Three such tales were presented. At least two of the three describe unnatural events and were not meant to be taken at face value. Each has certain lessons apropos the events described. These include the halakhah (law) that the majority rules when there are disputes in law as well as the halakhah that the court decides when the new month begins and that their choice is decisive even when the date of biblical holidays are impacted. One story also dramatizes that certain rabbinical enactments have the authority as if they were handed to the Israelites at Sinai.
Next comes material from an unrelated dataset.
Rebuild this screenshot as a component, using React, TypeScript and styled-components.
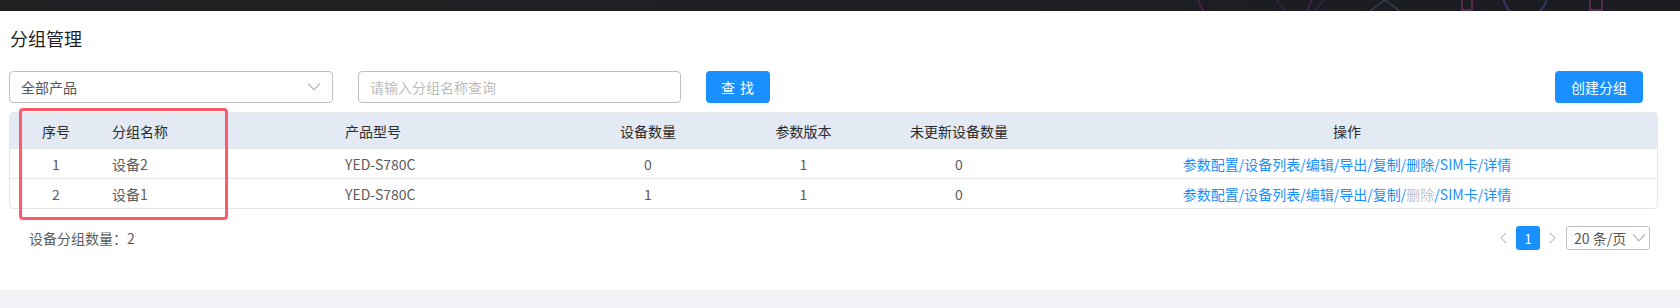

However, all three are based on the premise that Jews are encouraged to think and make decisions and not rely solely on ancient thinking – a premise that Maimonides promoted in his works. As he wrote: God created humans with eyes in front of their faces, not behind them.


[1] This is from my first Maimonides book “Maimonides the Exceptional Mind,” published by Gefen Publishing House.

[2] Midrash – the plural is Midrashim – are a series of unrelated books composed by different authors beginning in the third century CE and continued to be written through the late middle ages that contain portions dealing with biblical interpretations and stories. Many of the stories are hyperbolic and meant to be understood as parables. This article addresses the stories. The term midrash is also applied to parabolic tales found in the Talmud.

[3] The title Rabbi began to be used for leaned sages after the temple was destroyed in 70 CE and the title Rabban was given to the senior Rabbi. Rabban is no longer used.